Mont. Code Ann. § 2-9-305(5).

Consistent with section 2-9-305(5), the Montana Supreme Court has confirmed as follows:

[W]here an action is brought against a [state governmental entity] based on actionable conduct by an employee, the employee is immune from individual liability for the conduct if the [state governmental entity] acknowledges that the conduct arose out of the course and scope of the employee's official duties.

Kenyon v. Stillwater County, 835 P.2d 742, 745 (Mont. 1992), overruled on other grounds by Heiat v. Eastern Montana College, 912 P.2d 787, 793 (Mont. 1996). See also Germann v. Stephens, 137 P.3d 545, 553 (Mont. 2006).

Here, the State of Montana expressly acknowledges that its employees - Tooley, Walrath, Sulages, and Braun - "were acting in the course and scope of their employment[]" with respect to subject matter of the Howells' First Amended Complaint. (Doc. 32 at 4.) Consequently, Tooley, Walrath, Sulages, and Braun are immune under Mont. Code Ann. § 2-9-305(5) from individual liability for the Howells' state law claims, and their motion should be granted in this respect.

The State of Montana, or course, remains obligated to pay any judgment that might be entered in favor of the Howells for the conduct of Tooley, Walrath, Sulages and Braun. Mont. Code. Ann. § 2-9-102.

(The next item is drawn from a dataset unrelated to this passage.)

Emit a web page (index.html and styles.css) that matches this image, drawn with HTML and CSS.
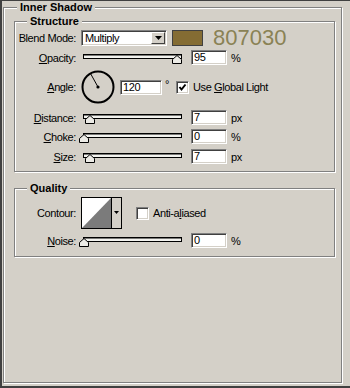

Despite the immunity afforded to an individual governmental employee under Mont. Code Ann. § 2-9-305(5), the employing governmental entity would remain liable for punitive damages arising from the individual employee's conduct. Peschel v. City of Missoula, 2008 WL 5131369, *9-10 (D. Mont. 2008). Additionally, Walrath, Sulages, and Braun remain subject to liability under section 1983, including liability for punitive damages, if established by the Howells. See Smith v. Wade, 461 U.S. 30, 56 (1983) (recognizing individual liability for punitive damages under section 1983).

IV. CONCLUSION

Based on the foregoing, IT IS HEREBY RECOMMENDED that Defendants' Tooley, Walrath, Sulages and Braun's Motion to Dismiss be GRANTED. The Howells' claims against Tooley under 42 U.S.C. § 1983, and their claims against Tooley, Walrath, Sulages and Braun advanced under Montana law should be DISMISSED.